Hughes, a professor of religion, warns that no religious idea has
greater potential for shaping global politics in profoundly negative
ways than "the new world order". He writes in a February 2011 article
entitled Revelation, Revolutions, and the Tyrannical New World Order
that "the crucial piece of this puzzle is the identity of the
Antichrist, the tyrannical figure who both leads and inspires the new
world order". This has in turn been the Soviet Union and the Arab world.
He says that inspires believers to "welcome war with the Islamic world"
and opens the door to nuclear holocaust."
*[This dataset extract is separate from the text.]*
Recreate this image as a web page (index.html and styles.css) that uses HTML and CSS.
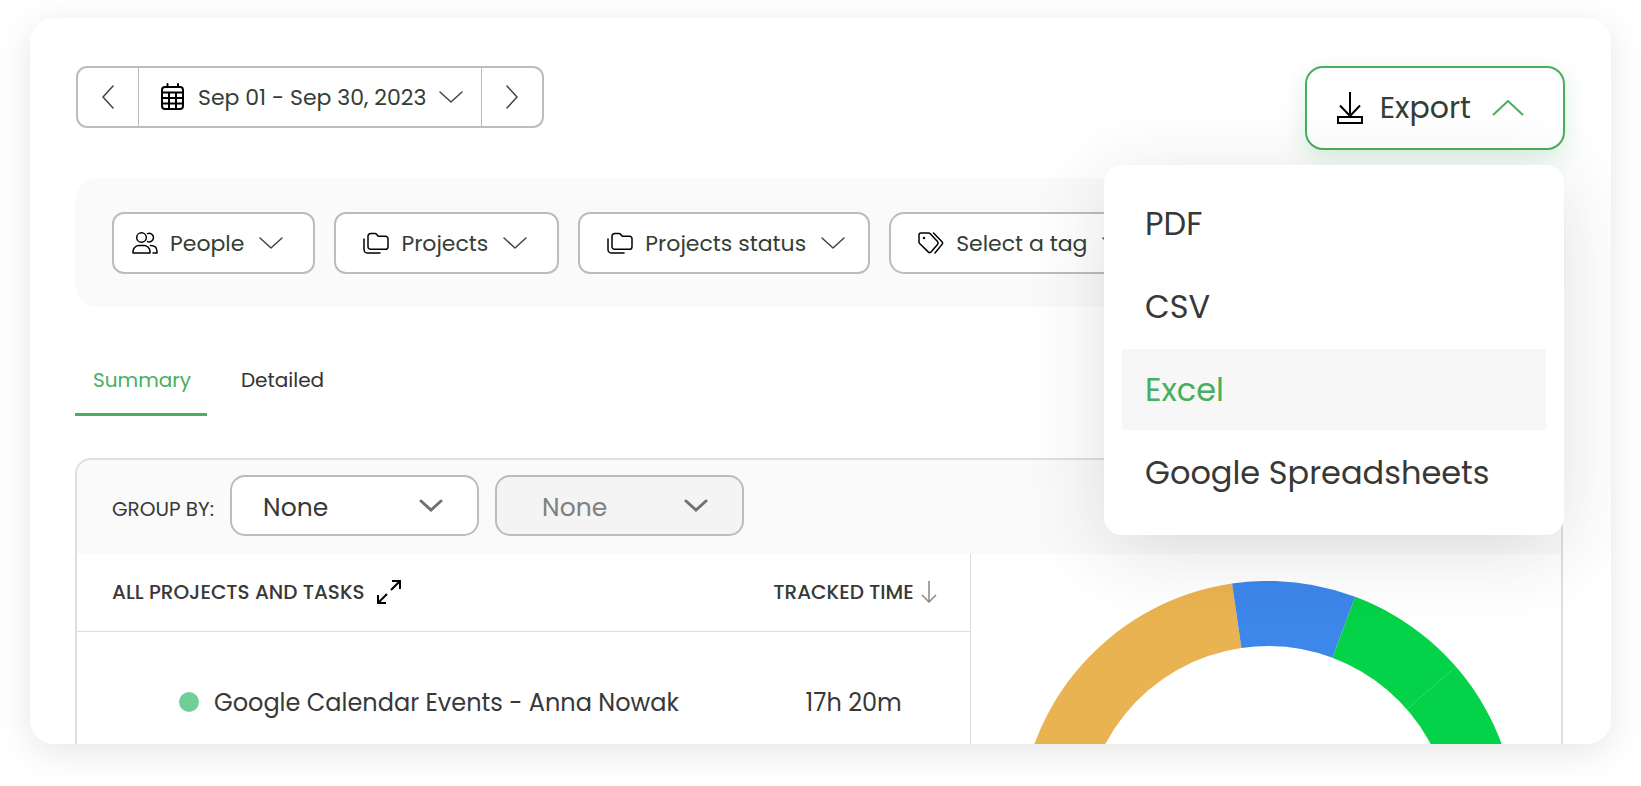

Criticisms of New World Order conspiracy theorists also come from
within their own community. Despite believing themselves to be "freedom fighters", many right-wing populist conspiracy theorists hold views that are incompatible with their professed libertarianism, such as dominionism, white supremacism, and even eliminationism. This paradox has led Icke, who argues that Christian Patriots are the only Americans who understand the truth about the New World Order (which he believes is controlled by a race of reptilians
known as the "Babylonian Brotherhood"), to reportedly tell a Christian
Patriot group, "I don't know which I dislike more, the world controlled
by the Brotherhood, or the one you want to replace it with."